The Tour The Tour Day Thirteen: Glasgow, The Gods Are Angry

The gods were angry today. One of those Icelandic volcanoes was shitting out a great big fuck off ash cloud all over the next geographical stop on our mighty tour, and as we bombed up the motorway to Glasgow a gale so mighty was blowing that it had picked up a caravan and dropped it over the other side of the road. Rain slashed at the windscreen like Kruger hands.  Shit was ominous out there. Power lines were out. Planes were grounded.

It took us all day to drive to Glasgow through the gods’ tantrum, so we didn’t get time to do any sightseeing.  We drive around a wet town center looking for the venue, loaded in, soundchecked, and at 7:15 we were rushed onstage to do our thing in front of the handful of people that had braved the apocalyptic madness going on outside. And the thing we did. It was pretty weird up there – the room was 7 times as wide as it was long, and the nature of the lights meant one couldn’t actually see anything out there in audience-land, and there was a weird little rail separating the stage and the floor. But we did our thing. We are pros. We sparked our energy off a safe longhair called Colin who came and stood at the front, and built from there. That’s all you need when you’re a psychic vampire.

Ha. Psychic vampire. That would be true if we kept all the energy for ourselves. But we do not. We give it all back, along with our own. We are generous. You’re welcome.

I was kind of bummed by the end of the night though, for the first time of the tour. Mainly because we didn’t do very well on the merch. The problem with tying up commerce with art is you start judging your art’s worth by how much cash it generates, and I fell into that trap tonight, and felt rather worthless. Which was dumb, as the people that were there enjoyed it and lots of them came over and got me to write on things and take pictures with them. But at the end of the night we were way under the amount we need to do daily to break even, so I was bummed. I grumped about in the rain outside like an asshole and didn’t help pack the van, which I’m usually very enthusiastic about. Tim tried to cheer me up with a battered Mars Bar. It was pretty good.

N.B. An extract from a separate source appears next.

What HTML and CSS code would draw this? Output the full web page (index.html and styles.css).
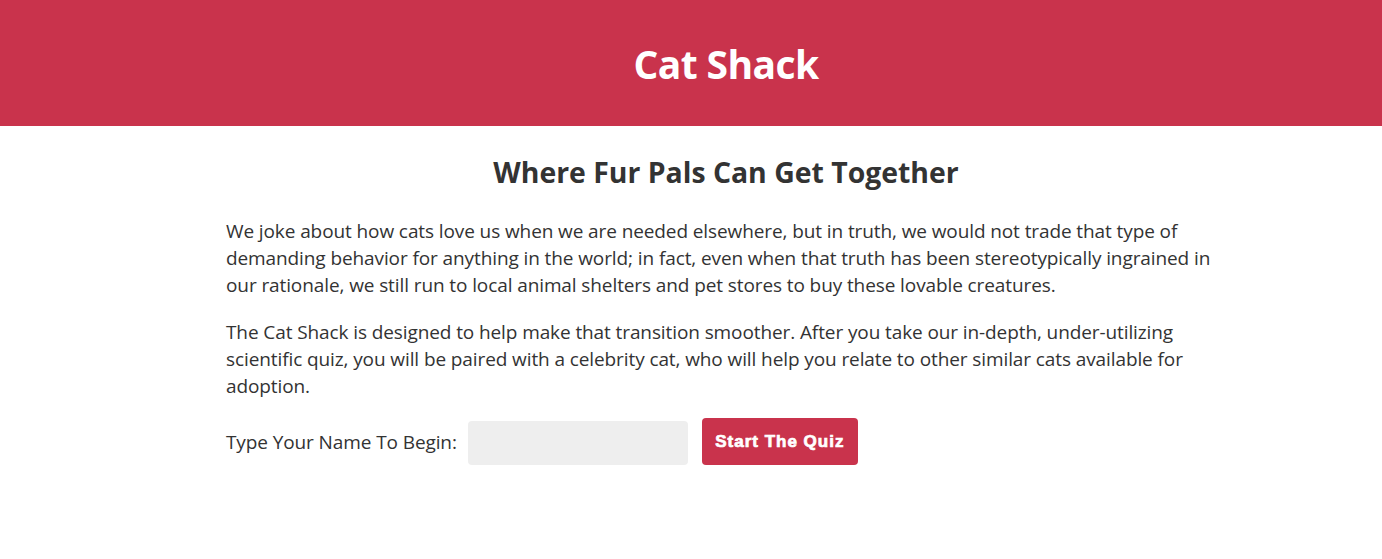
FILE: index.html
```html
<!DOCTYPE html>
<html lang="en">
<head>
<meta charset="utf-8">
<title>Cat Shack</title>
<link rel="stylesheet" href="styles.css">
</head>
<body>
<header class="site-header">
  <h1 class="site-title">Cat Shack</h1>
</header>
<main class="content">
  <h2 class="tagline">Where Fur Pals Can Get Together</h2>
  <p class="copy">We joke about how cats love us when we are needed elsewhere, but in truth, we would not trade that type of demanding behavior for anything in the world; in fact, even when that truth has been stereotypically ingrained in our rationale, we still run to local animal shelters and pet stores to buy these lovable creatures.</p>
  <p class="copy">The Cat Shack is designed to help make that transition smoother. After you take our in-depth, under-utilizing scientific quiz, you will be paired with a celebrity cat, who will help you relate to other similar cats available for adoption.</p>
  <form class="start-form">
    <label class="start-label" for="name">Type Your Name To Begin:</label>
    <input class="start-input" id="name" type="text">
    <button class="start-btn" type="button">Start The Quiz</button>
  </form>
</main>
</body>
</html>
```

FILE: styles.css
```css
html, body {
  margin: 0;
  padding: 0;
  background: #fff;
}
body {
  font-family: "Open Sans", "Noto Sans", sans-serif;
  color: #333;
  padding-left: 70px;
}
.site-header {
  background: #c9334c;
  height: 126px;
  display: flex;
  align-items: center;
  justify-content: center;
  margin-left: -70px;
  padding-left: 70px;
}
.site-title {
  margin: 0;
  color: #fff;
  font-size: 39px;
  font-weight: 700;
  letter-spacing: -0.6px;
}
.content {
  width: 1000px;
  margin: 0 auto;
  padding-top: 26px;
}
.tagline {
  margin: 0 0 26px;
  text-align: center;
  font-size: 28.4px;
  font-weight: 700;
  line-height: 40px;
}
.copy {
  margin: 0 0 20px;
  font-size: 19px;
  line-height: 27px;
  letter-spacing: -0.1px;
}
.start-form {
  display: flex;
  align-items: center;
  margin-top: -2px;
}
.start-label {
  font-size: 19px;
  letter-spacing: -0.1px;
  margin-right: 11px;
}
.start-input {
  width: 220px;
  height: 44px;
  box-sizing: border-box;
  border: none;
  border-radius: 4px;
  background: #eee;
  margin-right: 14px;
  margin-top: 3px;
}
.start-btn {
  width: 156px;
  height: 47px;
  border: none;
  border-radius: 4px;
  background: #c9334c;
  color: #fff;
  font-family: "Liberation Sans", Arial, sans-serif;
  font-weight: 700;
  font-size: 17px;
  letter-spacing: 1px;
  -webkit-text-stroke: 0.7px #fff;
  padding: 0;
}
```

Tim dropped Jack and I off at our Travelodge, and swept off into the night to his sister Hells’ place. She’d suffered a tragic harddrive death that day. The thing had a vast percentage of her uni coursework on it. The gods’ rage knew no bounds on that dark day.

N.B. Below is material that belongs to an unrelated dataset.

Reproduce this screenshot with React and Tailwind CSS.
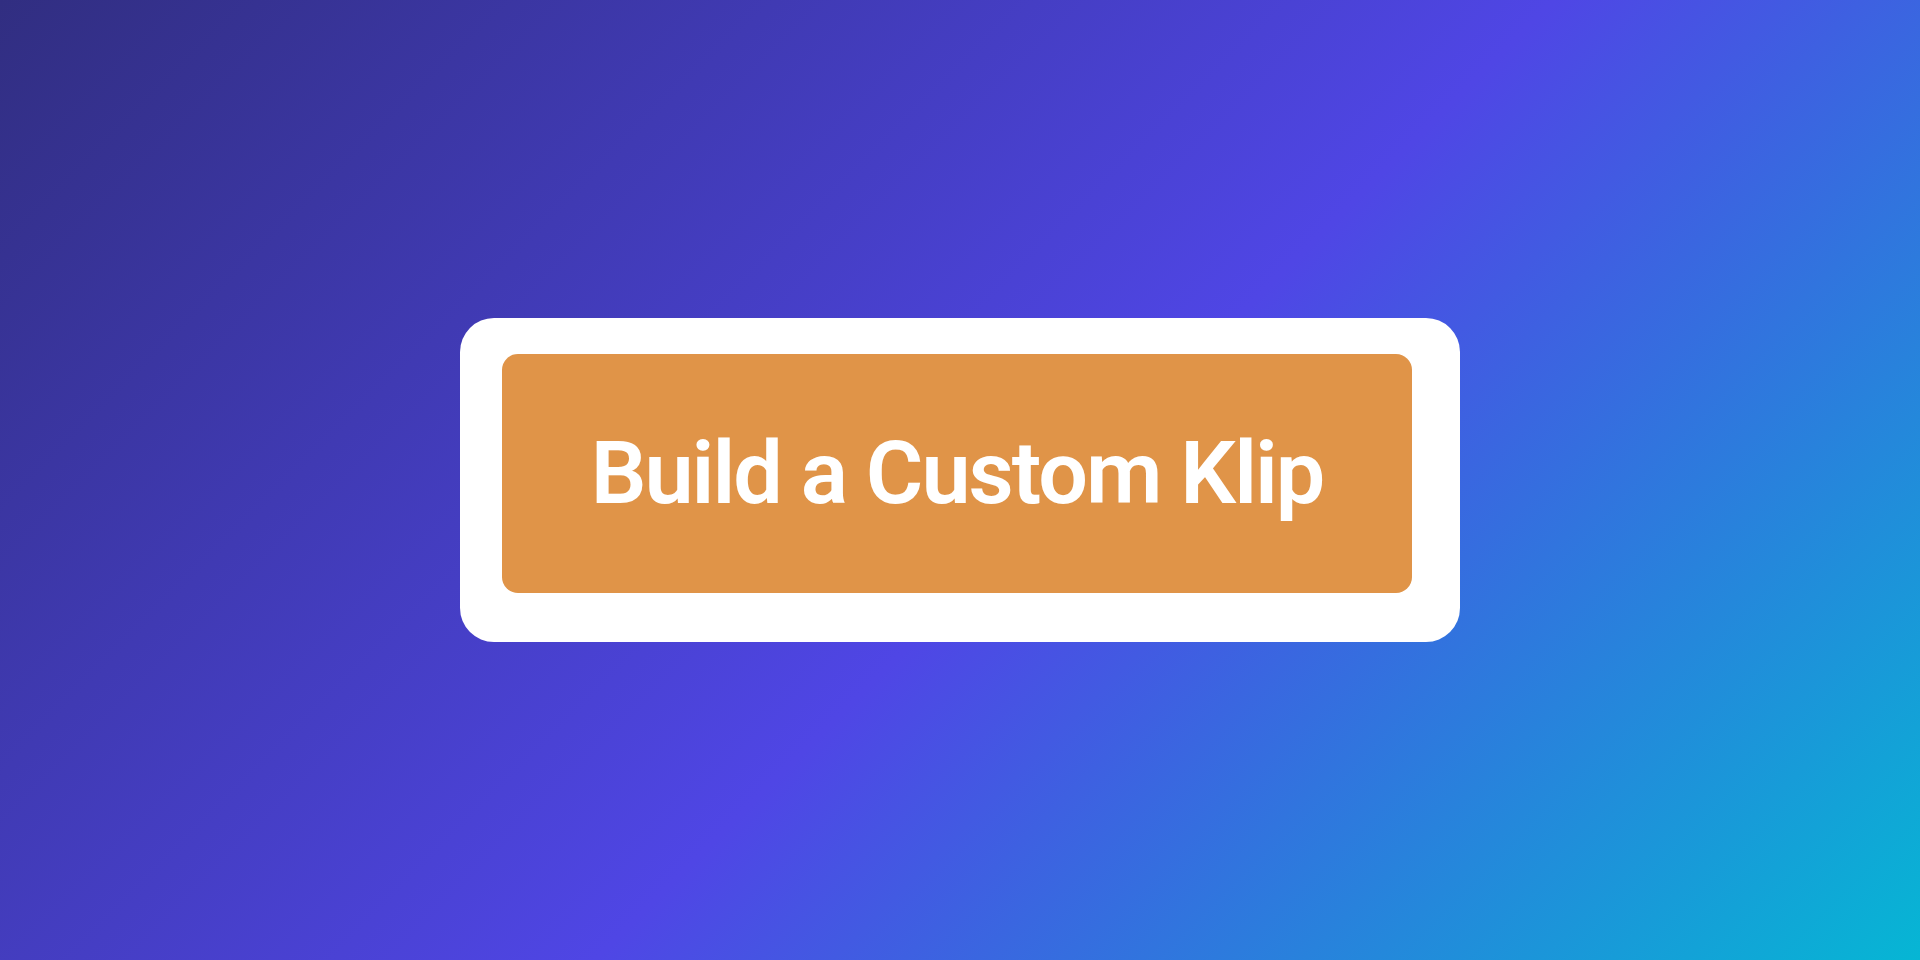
import React from "react";

const App = () => {
  return (
    <div className="w-full h-screen bg-[linear-gradient(135deg,#312e81_0%,#4f46e5_54%,#06b6d4_100%)] flex items-center justify-center overflow-hidden">
      {/* Card */}
      <div className="w-[1000px] h-[324px] bg-white rounded-[34px] pl-[42px] pr-[48px] pt-[36px] pb-[49px] flex">
        <button
          className="flex-1 bg-[#e09448] rounded-[16px] flex items-center justify-center pb-[2px] text-white text-[88px] font-semibold tracking-[-2px] font-['Roboto',sans-serif] leading-none"
          onClick={() => {}}
        >
          Build a Custom Klip
        </button>
      </div>
    </div>
  );
};

export default App;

The Travelodge was packed with refugees. But what a Travelodge it was! IT DIDN’T LOOK EXACTLY THE SAME AS ALL THE OTHERS! We couldn’t believe it. The bathroom had colours other than white in it. The bed had handsome wooden headboard. There was a wood framed mirror on the wall. There was a Rudyard Kipling poem on the wall. Little thing like that can change your whole outlook on life. Suddenly I felt great. We watched bit of Sky News to make a change from Russia Today (which is just like Brass Eye, possibly even sillier), smoked a spliff and I stayed up till 2:30 working.

Meanwhile, the Americans drove around Perth looking for new lodgings. The Gods had ripped the roof off of their Travelodge. Those buggers were incensed.